Today's Page Six announced cheerily that uptown art dealer Larry Salander has put a $100-million price tag on a Caravaggio. But they don't mention that the old uptown dealership is in full-on crisis: At least 15 lawsuits have been filed against Salander O'Reilly in the last year. Even for a neighborhood filled with galleries that are accustomed to regular legal wranglings and late payments (and rents that run to $200K a month), this is nuts. How bad are things? Larry Salander got sued by John McEnroe, the godfather to one of his children. Youch!

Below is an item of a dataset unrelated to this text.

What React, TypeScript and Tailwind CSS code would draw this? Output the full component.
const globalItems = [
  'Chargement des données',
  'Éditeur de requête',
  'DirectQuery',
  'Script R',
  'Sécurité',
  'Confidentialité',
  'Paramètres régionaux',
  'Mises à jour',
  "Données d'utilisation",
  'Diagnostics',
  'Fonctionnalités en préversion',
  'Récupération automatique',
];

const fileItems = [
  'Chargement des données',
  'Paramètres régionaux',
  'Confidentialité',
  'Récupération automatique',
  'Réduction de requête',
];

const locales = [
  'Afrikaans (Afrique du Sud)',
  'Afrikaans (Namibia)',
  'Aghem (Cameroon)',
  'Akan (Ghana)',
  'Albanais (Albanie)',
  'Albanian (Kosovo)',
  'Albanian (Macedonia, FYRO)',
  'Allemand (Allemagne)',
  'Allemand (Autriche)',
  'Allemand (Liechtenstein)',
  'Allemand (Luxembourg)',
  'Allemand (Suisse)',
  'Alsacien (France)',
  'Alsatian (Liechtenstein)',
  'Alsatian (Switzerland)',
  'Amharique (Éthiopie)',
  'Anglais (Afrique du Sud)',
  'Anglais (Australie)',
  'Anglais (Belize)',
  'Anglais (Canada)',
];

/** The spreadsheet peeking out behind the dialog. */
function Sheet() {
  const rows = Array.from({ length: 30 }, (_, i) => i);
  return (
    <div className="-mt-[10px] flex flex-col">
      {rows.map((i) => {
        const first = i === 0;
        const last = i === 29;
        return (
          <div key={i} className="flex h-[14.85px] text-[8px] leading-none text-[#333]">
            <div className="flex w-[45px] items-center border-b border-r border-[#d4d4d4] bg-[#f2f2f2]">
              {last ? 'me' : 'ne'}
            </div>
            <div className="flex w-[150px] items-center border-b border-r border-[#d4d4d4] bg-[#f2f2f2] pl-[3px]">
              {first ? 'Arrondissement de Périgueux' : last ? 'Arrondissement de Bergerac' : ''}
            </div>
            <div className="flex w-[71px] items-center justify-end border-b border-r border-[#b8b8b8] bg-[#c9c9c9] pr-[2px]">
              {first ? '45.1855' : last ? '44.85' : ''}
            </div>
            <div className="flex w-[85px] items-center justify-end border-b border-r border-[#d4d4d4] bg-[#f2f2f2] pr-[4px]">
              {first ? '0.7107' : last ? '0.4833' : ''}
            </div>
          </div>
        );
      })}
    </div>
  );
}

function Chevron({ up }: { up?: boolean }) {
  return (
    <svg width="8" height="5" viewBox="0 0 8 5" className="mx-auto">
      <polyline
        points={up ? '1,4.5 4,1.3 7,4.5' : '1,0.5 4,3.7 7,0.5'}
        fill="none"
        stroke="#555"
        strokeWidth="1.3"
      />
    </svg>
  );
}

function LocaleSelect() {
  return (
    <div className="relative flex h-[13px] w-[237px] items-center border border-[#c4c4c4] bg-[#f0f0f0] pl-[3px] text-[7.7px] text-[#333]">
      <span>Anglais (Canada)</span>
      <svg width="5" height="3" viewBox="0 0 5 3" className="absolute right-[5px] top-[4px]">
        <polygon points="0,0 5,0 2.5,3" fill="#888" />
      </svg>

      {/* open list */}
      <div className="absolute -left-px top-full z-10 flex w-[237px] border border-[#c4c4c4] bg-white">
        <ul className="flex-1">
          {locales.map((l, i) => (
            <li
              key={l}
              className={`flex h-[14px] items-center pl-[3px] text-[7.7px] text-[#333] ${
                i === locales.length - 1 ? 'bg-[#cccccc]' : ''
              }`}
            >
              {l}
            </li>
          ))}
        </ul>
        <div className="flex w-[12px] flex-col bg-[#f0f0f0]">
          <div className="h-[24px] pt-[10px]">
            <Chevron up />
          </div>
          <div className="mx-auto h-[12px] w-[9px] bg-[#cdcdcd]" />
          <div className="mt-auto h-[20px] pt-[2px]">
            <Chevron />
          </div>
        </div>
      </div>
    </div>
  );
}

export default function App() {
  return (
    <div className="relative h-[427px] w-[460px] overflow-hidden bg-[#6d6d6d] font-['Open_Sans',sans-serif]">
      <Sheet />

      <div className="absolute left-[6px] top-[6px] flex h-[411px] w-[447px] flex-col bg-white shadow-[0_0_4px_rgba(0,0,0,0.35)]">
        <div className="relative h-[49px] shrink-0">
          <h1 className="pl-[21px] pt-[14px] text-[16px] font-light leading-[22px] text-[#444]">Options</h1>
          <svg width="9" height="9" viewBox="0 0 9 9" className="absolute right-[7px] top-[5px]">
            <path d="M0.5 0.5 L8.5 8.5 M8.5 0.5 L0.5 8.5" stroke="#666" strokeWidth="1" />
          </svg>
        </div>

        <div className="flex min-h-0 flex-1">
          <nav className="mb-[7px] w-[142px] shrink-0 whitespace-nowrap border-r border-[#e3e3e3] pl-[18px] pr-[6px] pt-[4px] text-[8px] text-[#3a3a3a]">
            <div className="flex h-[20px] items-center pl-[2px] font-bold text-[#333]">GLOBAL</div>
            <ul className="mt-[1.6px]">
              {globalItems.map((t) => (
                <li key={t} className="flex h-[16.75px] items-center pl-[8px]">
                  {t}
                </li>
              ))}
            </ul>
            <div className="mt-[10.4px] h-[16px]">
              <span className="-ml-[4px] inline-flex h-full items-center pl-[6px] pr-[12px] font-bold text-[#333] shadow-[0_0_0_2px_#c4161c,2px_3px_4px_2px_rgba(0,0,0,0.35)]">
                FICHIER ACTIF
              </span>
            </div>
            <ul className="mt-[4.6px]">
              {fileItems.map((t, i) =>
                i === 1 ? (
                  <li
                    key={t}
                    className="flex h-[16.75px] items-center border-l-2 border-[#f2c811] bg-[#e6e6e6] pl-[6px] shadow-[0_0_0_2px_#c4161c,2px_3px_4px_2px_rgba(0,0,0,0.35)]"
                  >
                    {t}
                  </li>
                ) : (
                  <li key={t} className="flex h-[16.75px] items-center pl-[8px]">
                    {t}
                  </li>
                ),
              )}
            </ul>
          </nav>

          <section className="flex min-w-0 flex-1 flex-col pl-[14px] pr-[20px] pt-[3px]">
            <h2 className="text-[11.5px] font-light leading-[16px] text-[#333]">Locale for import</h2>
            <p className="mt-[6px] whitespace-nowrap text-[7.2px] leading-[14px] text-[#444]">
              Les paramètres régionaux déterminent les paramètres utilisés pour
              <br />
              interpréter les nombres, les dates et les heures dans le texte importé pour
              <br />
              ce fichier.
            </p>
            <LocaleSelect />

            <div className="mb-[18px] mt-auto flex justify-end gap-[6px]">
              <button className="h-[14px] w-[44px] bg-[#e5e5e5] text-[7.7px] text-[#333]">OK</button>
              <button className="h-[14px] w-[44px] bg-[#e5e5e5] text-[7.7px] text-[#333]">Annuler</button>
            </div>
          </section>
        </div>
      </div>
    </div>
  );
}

According to Lindsay Pollock and Philip Boroff at Bloomberg News, Salander is being also being sued by a former landlord for (yoinks!) $1.7 million in back rent and penalties. Not paying rent, as you surely know, is one of the best tactics to "borrow" money against overhead.

In August, Salander O'Reilly was even sued by a "member" of the corporation, Myron Kunin, the hair salon heir. (Heh.) Another suer is Arthur Carter, the former New York Observer publisher, whose sculptures were represented by the gallery.

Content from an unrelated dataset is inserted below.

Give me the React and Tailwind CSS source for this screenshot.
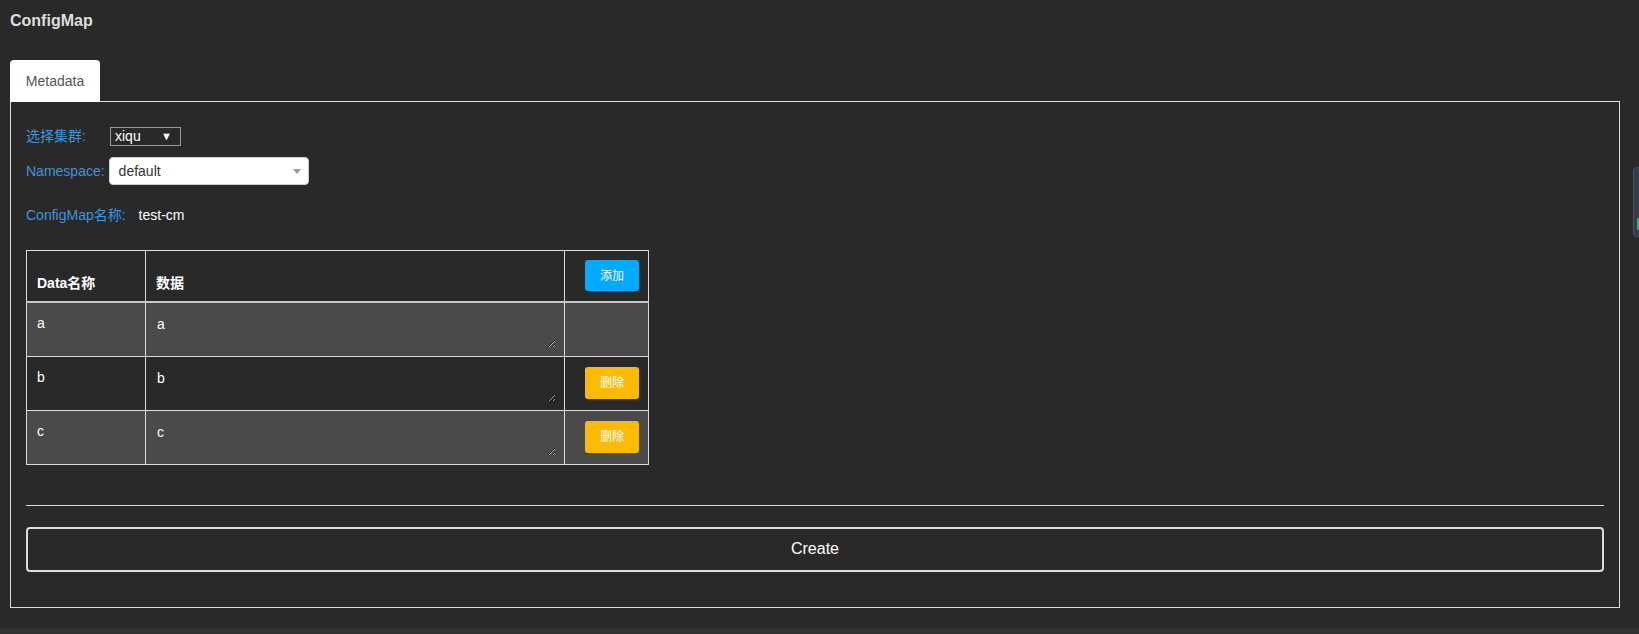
import React from "react";

const rows = [
  { k: "a", v: "a", del: false, bg: "bg-[#4a4a4a]" },
  { k: "b", v: "b", del: true, bg: "bg-[#292929]" },
  { k: "c", v: "c", del: true, bg: "bg-[#4a4a4a]" },
];

export default function App() {
  return (
    <div className="relative w-[1639px] h-[634px] bg-[#313131] font-['Liberation_Sans','Noto_Sans_CJK_SC',sans-serif] overflow-hidden">
      <div className="h-[628px] bg-[#292929] pl-[10px] pr-[19px] pt-[11px]">
        <div className="text-[16px] font-bold leading-[20px] text-[#dedede]">ConfigMap</div>
        <div className="mt-[29px] flex">
          <div className="relative z-10 -mb-px flex h-[42px] w-[90px] items-center justify-center rounded-t-[4px] bg-white text-[14px] text-[#555]">
            Metadata
          </div>
        </div>
        <div className="border border-[#dcdcdc] px-[15px] pt-[25px] pb-[35px]">
          <div className="flex h-[19px] items-center">
            <span className="w-[84px] text-[14px] leading-[19px] text-[#3f94dc]">选择集群:</span>
            <div className="flex h-[19px] w-[71px] items-center justify-between border border-[#9a9a9a] pl-[4px] pr-[8px] text-[14px] leading-[17px] text-white">
              <span>xiqu</span>
              <span className="text-[11px] leading-[11px]">▼</span>
            </div>
          </div>
          <div className="mt-[11px] flex h-[28px] items-center">
            <span className="text-[14px] text-[#3f94dc]">Namespace:</span>
            <div className="ml-[4px] flex h-[28px] w-[200px] items-center justify-between rounded-[4px] border border-[#cfcfcf] bg-white pl-[9px] pr-[7px] text-[14px] text-[#333]">
              <span>default</span>
              <span className="h-0 w-0 border-x-[4px] border-t-[5px] border-x-transparent border-t-[#999]"></span>
            </div>
          </div>
          <div className="mt-[20px] flex h-[20px] items-center text-[14px] leading-[20px]">
            <span className="text-[#3f94dc]">ConfigMap名称:</span>
            <span className="ml-[13px] text-white">test-cm</span>
          </div>
          <table className="mt-[25px] w-[622px] table-fixed border-collapse border border-[#dcdcdc] text-[14px] text-white">
            <colgroup>
              <col className="w-[119px]" />
              <col className="w-[419px]" />
              <col className="w-[84px]" />
            </colgroup>
            <thead>
              <tr className="h-[51px]">
                <th className="border border-b-2 border-[#dcdcdc] border-b-[#c8c8c8] px-[10px] pb-[8px] text-left align-bottom font-bold leading-[20px]">Data名称</th>
                <th className="border border-b-2 border-[#dcdcdc] border-b-[#c8c8c8] px-[10px] pb-[8px] text-left align-bottom font-bold leading-[20px]">数据</th>
                <th className="border border-b-2 border-[#dcdcdc] border-b-[#c8c8c8] pr-[9px] align-middle font-normal">
                  <div className="flex justify-end">
                    <button className="h-[31px] w-[54px] rounded-[3px] bg-[#00aaff] text-[12px] font-normal text-white">添加</button>
                  </div>
                </th>
              </tr>
            </thead>
            <tbody>
              {rows.map((r) => (
                <tr key={r.k} className={`h-[54px] ${r.bg}`}>
                  <td className="border border-[#dcdcdc] px-[10px] pt-[10px] align-top leading-[20px]">{r.k}</td>
                  <td className="border border-[#dcdcdc] p-[8px] align-top">
                    <textarea
                      defaultValue={r.v}
                      className="block h-[37px] w-full border-0 bg-transparent px-[3px] pt-[4px] text-[14px] leading-[18px] text-white outline-none"
                    />
                  </td>
                  <td className="border border-[#dcdcdc] pr-[9px] align-middle">
                    {r.del && (
                      <div className="flex justify-end">
                        <button className="h-[32px] w-[54px] rounded-[3px] bg-[#fcba05] text-[12px] text-white">删除</button>
                      </div>
                    )}
                  </td>
                </tr>
              ))}
            </tbody>
          </table>
          <div className="mt-[40px] h-px bg-[#dcdcdc]"></div>
          <button className="mt-[21px] flex h-[45px] w-full items-center justify-center rounded-[4px] border-2 border-[#dcdcdc] text-[16px] text-white">
            Create
          </button>
        </div>
      </div>
      <div className="absolute left-[1633px] top-[167px] h-[70px] w-[12px] rounded-l-[4px] border border-[#4a5060] bg-[#363b47]">
        <div className="ml-[3px] mt-[50px] h-[12px] w-[6px] bg-[#2fae86]"></div>
      </div>
    </div>
  );
}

Salander's neighbor, the Berry-Hill gallery, filed for bankruptcy and nearly went out of business last year, because their business was maintained solely on borrowing. The bone of contention at Salander O'Reilly is similar: it's the art dealer's primary shuffle, which works like this. Every sale is actually a loan. The phrase "Ponzi scheme" gets bandied about— though it's not much more illicit than any decent hedge fund.

But speaking of hedge funds! Roy Lennox, of hedge-fund Caxton Associates, filed a suit that explains how the art dealers work. From Bloomberg:

Lennox and Salander became acquainted in early 2002 and Salander made his first proposal a year later, according to Lennox's suit. The dealer allegedly told Lennox he was short of funds to buy a painting by Jean-Baptiste-Camille Corot, a French 19th-century landscape artist, for $800,000. According to the suit, Salander said he'd lined up someone else to buy the same piece from him for $1.25 million, a 56 percent markup.

Lennox wired the dealer $400,000. A year later, as promised, Salander paid him back, plus $225,000, the suit alleges.

Ten deals with Lennox followed, according to the suit, most of them under the same template. Salander needed money to flip an artwork by a major artist. He'd lined up a buyer who'd pay a premium. Lennox need only invest and sit tight.

[...]

Most of the transactions were ``guaranteed by me personally,'' Salander wrote to Lennox, according to court documents. Yet after the first successful deal, Lennox received just one payment, according to the lawsuit. Over four years, Lennox gave Salander $3.6 million and got back $958,332, the complaint alleges.

See? It's easy! You borrow money to buy things, then you sell it to other people, and use that money to buy things that other people buy! It only doesn't work out when you fall short just once—because then your house of cards totally craps out. Soon enough, they run you out of town.